Monday, January 16, 2012

2 Down...50 To Go...

I'm a little late in posting this. I'll tell you why in a few minutes. I finished my 2nd book of the year, Next To Love.  I was drawn to it because it had to do with the WWII homefront. I always seem to be drawn to books about WWII so this was a natural selection for me. It wasn't the best book I've ever read. Parts of it were choppy and I think there were just too many narrators at some points. I still really enjoyed the book overall though. It had good character development. It gave me a point of view of the war that I had not previously explored. I learned some new things and that's always, well, almost always, a good thing. Not only did it cover loss and all of the emotions that go with that, it also covered PTSD. Before it had a name of course, because back then we just told people to suck it up and get over it. The book followed the main and supporting characters  not only through the war years, but also through the following years where they had to learn a new normal. It really delved into the negative effects of the war on individuals and also on communities. It was a glimpse into America through a 35 year time span.


So I think what really kept me interested was thinking about my grandma, and what her life was like through those years. I could picture her among the 3 main characters of this book. My grandma never talked about the past. She was very much a look to the future kind of woman. When we were going through her many many pictures we found one of an unknown woman, labeled "my sister". Was this woman really her sister? We have no idea, because she simply didn't share much.   Maybe it was just a good friend? The point is, is that even my grandmother's children, and her own brother, couldn't say for certain that there wasn't a mystery sister out there somewhere. Now we'll never know. I don't want to leave my grandchildren wondering about who I was someday. Maybe that's why I tend to overshare sometimes:)


So anyway, this book really took me back to what could have been my grandmother's younger days and opened up a whole new realm of questions that I wish I could ask her. And that threw me into a tailspin. I'm not gonna lie, it's been a tough week for me. I am questioning so many things right now. It seems like this grief process is one step forward...two steps back. 

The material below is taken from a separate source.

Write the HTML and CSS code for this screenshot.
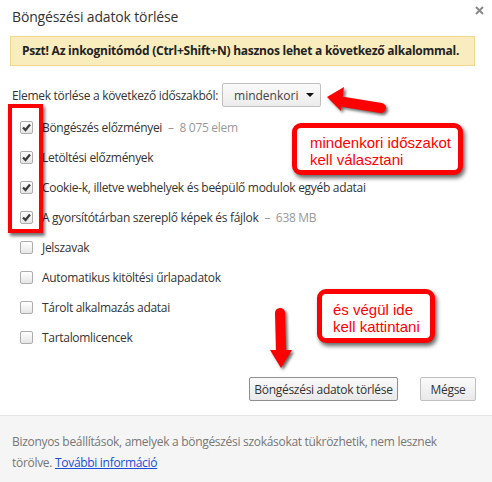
FILE: index.html
```html
<!DOCTYPE html>
<html lang="hu">
<head>
<meta charset="utf-8">
<title>Böngészési adatok törlése</title>
<link rel="stylesheet" href="styles.css">
</head>
<body>
<div class="dialog">
  <div class="head">
    <h1 class="title">Böngészési adatok törlése</h1>
    <svg class="close" width="9" height="9" viewBox="0 0 9 9"><path d="M1 1 L8 8 M8 1 L1 8" stroke="#8a8a8a" stroke-width="2"/></svg>
  </div>
  <div class="banner">Pszt! Az inkognitómód (Ctrl+Shift+N) hasznos lehet a következő alkalommal.</div>
  <div class="range">
    <span class="range-label">Elemek törlése a következő időszakból:</span>
    <div class="select"><span>mindenkori</span><span class="caret"></span></div>
  </div>
  <ul class="opts">
    <li class="opt"><span class="cb on"><svg width="13" height="13" viewBox="0 0 13 13"><path d="M3 6.5 L5.5 9 L10 3.5" fill="none" stroke="#3c3c3c" stroke-width="2.3"/></svg></span><span>Böngészés előzményei</span><span class="meta">–&nbsp; 8 075 elem</span></li>
    <li class="opt"><span class="cb on"><svg width="13" height="13" viewBox="0 0 13 13"><path d="M3 6.5 L5.5 9 L10 3.5" fill="none" stroke="#3c3c3c" stroke-width="2.3"/></svg></span><span>Letöltési előzmények</span></li>
    <li class="opt"><span class="cb on"><svg width="13" height="13" viewBox="0 0 13 13"><path d="M3 6.5 L5.5 9 L10 3.5" fill="none" stroke="#3c3c3c" stroke-width="2.3"/></svg></span><span>Cookie-k, illetve webhelyek és beépülő modulok egyéb adatai</span></li>
    <li class="opt"><span class="cb on"><svg width="13" height="13" viewBox="0 0 13 13"><path d="M3 6.5 L5.5 9 L10 3.5" fill="none" stroke="#3c3c3c" stroke-width="2.3"/></svg></span><span>A gyorsítótárban szereplő képek és fájlok</span><span class="meta">–&nbsp; 638 MB</span></li>
    <li class="opt"><span class="cb"></span><span>Jelszavak</span></li>
    <li class="opt"><span class="cb"></span><span>Automatikus kitöltési űrlapadatok</span></li>
    <li class="opt"><span class="cb"></span><span>Tárolt alkalmazás adatai</span></li>
    <li class="opt"><span class="cb"></span><span>Tartalomlicencek</span></li>
  </ul>
  <div class="actions">
    <button class="btn primary">Böngészési adatok törlése</button>
    <button class="btn">Mégse</button>
  </div>
  <div class="foot">Bizonyos beállítások, amelyek a böngészési szokásokat tükrözhetik, nem lesznek<br>törölve. <a class="link" href="#">További információ</a></div>

  <div class="mark-box"></div>
  <div class="note note-range">mindenkori időszakot<br>kell választani</div>
  <div class="note note-click">és végül ide<br>kell kattintani</div>
  <svg class="arrow arrow-left" width="70" height="34" viewBox="322 82 70 34">
    <line x1="344" y1="102" x2="381" y2="108" stroke="#ff0000" stroke-width="10" stroke-linecap="round"/>
    <polygon points="327,97 344,87 341,111" fill="#ff0000"/>
  </svg>
  <svg class="arrow arrow-down" width="30" height="66" viewBox="266 304 30 66">
    <line x1="280" y1="313" x2="281" y2="352" stroke="#ff0000" stroke-width="10" stroke-linecap="round"/>
    <polygon points="270,350 292,350 281,368" fill="#ff0000"/>
  </svg>
</div>
</body>
</html>
```

FILE: styles.css
```css
* { box-sizing: border-box; }
html, body { margin: 0; padding: 0; background: #fff; }
body {
  font-family: "Open Sans", "Noto Sans", sans-serif;
  font-size: 12px;
  color: #333;
}
.dialog {
  position: relative;
  width: 492px;
  height: 482px;
  display: flex;
  flex-direction: column;
  overflow: hidden;
}
.head {
  height: 36px;
  display: flex;
  align-items: flex-start;
  justify-content: space-between;
  padding: 7px 8px 0 12px;
}
.title {
  margin: 0;
  font-size: 14px;
  font-weight: normal;
  line-height: 20px;
  color: #333;
  letter-spacing: -0.15px;
}
.close { margin-top: -1px; }
.banner {
  margin: 0 17px 0 10px;
  height: 30px;
  line-height: 28px;
  padding-left: 11px;
  background: #f9edbe;
  border: 1px solid #f0d98b;
  font-weight: bold;
  font-size: 12px;
  color: #222;
  letter-spacing: -0.25px;
}
.range {
  margin-top: 17px;
  padding-left: 12px;
  display: flex;
  align-items: center;
  gap: 4px;
  height: 24px;
}
.range-label { letter-spacing: -0.3px; }
.select {
  width: 99px;
  height: 24px;
  border: 1px solid #c0c0c0;
  border-radius: 2px;
  background: linear-gradient(#fafafa, #ececec);
  display: flex;
  align-items: center;
  justify-content: space-between;
  padding: 0 6px 0 11px;
  color: #444;
}
.caret {
  width: 0; height: 0;
  border-left: 4px solid transparent;
  border-right: 4px solid transparent;
  border-top: 4px solid #111;
}
.opts {
  list-style: none;
  margin: 5px 0 0;
  padding: 0 0 0 20px;
}
.opt {
  height: 30px;
  display: flex;
  align-items: center;
  letter-spacing: -0.3px;
}
.cb {
  width: 13px;
  height: 13px;
  border: 1px solid #adadad;
  border-radius: 2px;
  background: linear-gradient(#ffffff, #e6e6e6);
  margin-right: 9px;
  flex: none;
  display: flex;
  align-items: center;
  justify-content: center;
}
.cb svg { display: block; margin: -1px; }
.meta { color: #999; margin-left: 6px; }
.actions {
  margin-top: 25px;
  padding-right: 16px;
  display: flex;
  justify-content: flex-end;
  gap: 22px;
}
.btn {
  font: inherit;
  letter-spacing: -0.3px;
  color: #333;
  height: 24px;
  padding: 0;
  white-space: nowrap;
  border: 1px solid #c0c0c0;
  border-radius: 2px;
  background: linear-gradient(#fafafa, #e9e9e9);
}
.btn.primary { width: 149px; border-color: #8f8f8f; }
.btn:not(.primary) { width: 56px; }
.foot {
  margin-top: 14px;
  flex: 1;
  background: #f5f5f5;
  border-top: 1px solid #e5e5e5;
  padding: 15px 12px 0;
  line-height: 21px;
  color: #777;
  letter-spacing: -0.3px;
}
.link { color: #1a4ed8; text-decoration: underline; }

.mark-box {
  position: absolute;
  left: 8px;
  top: 104px;
  width: 35px;
  height: 129px;
  border: 4px solid #ff0000;
  box-shadow: 2px 3px 3px rgba(0,0,0,0.55);
}
.note {
  position: absolute;
  border: 5px solid #ff0000;
  border-radius: 9px;
  background: #fff;
  color: #ff0000;
  font-family: "Liberation Sans", Arial, sans-serif;
  font-size: 15px;
  line-height: 17px;
  box-shadow: 2px 3px 4px rgba(0,0,0,0.6);
}
.note-range {
  left: 292px;
  top: 123px;
  width: 171px;
  height: 52px;
  padding: 6px 0 0 13px;
}
.note-click {
  left: 317px;
  top: 289px;
  width: 118px;
  height: 54px;
  padding: 7px 0 0 11px;
}
.arrow {
  position: absolute;
  filter: drop-shadow(2px 2px 1.5px rgba(0,0,0,0.6));
  overflow: visible;
}
.arrow-left { left: 322px; top: 82px; }
.arrow-down { left: 266px; top: 304px; }
```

So when I don't show up on Facebook, this blog or Pinterest for days at a time? It probably means I am struggling with grief. And lots of times with life in general. In honor of my grandma though, the woman who thought the past was the past and it was best to leave it there, the woman who always looked to the present and the future, I am going to start looking for one thing a day that I am grateful for. Not the big things, the things that of course I'm grateful for and so is everyone else in the World. But the little things, the things I may have to search through the mundane for. 

3 comments:

secret sister said...

I enjoyed your post; WWII can make one just sit back and imagine what life was really like and how it compares to this generation. I like the part of your blog where you are going to search out one thing a day for which you are grateful; that is something that I am going to do also...something that isn't the obvious like family, food, house etc...LOL..but, something that I have to really search my heart for; thanks for the idea! I think I will put it in my daily journal and at the end of the year, see what I actually came up with.

I am also on Pinterest now; that is a very fun thing to be on; such wonderful ideas. Whoever thought up Pinterest had a great brainstorm! Love ya...Mom

maila said...

Thanks Mom!! Glad I could give you a good idea:) I'm following you on Pinterest now!! I use the "Maila" name because I have lots of internet friends following me and I didn't want them having my real name:)

secret sister said...

Oh, that's a good idea...I used my real name. Oh well...I probably could go in and change it, but I guess using my name is ok. Do you think I will run into any problems? I don't have my pic. on it; just some trees from my back yard...LOL I have been enjoying pinterest!! That is such a cool idea! I could really lose some working time by just getting into Pinterest. I get so involved that I forget the time and all the chores I need to do!!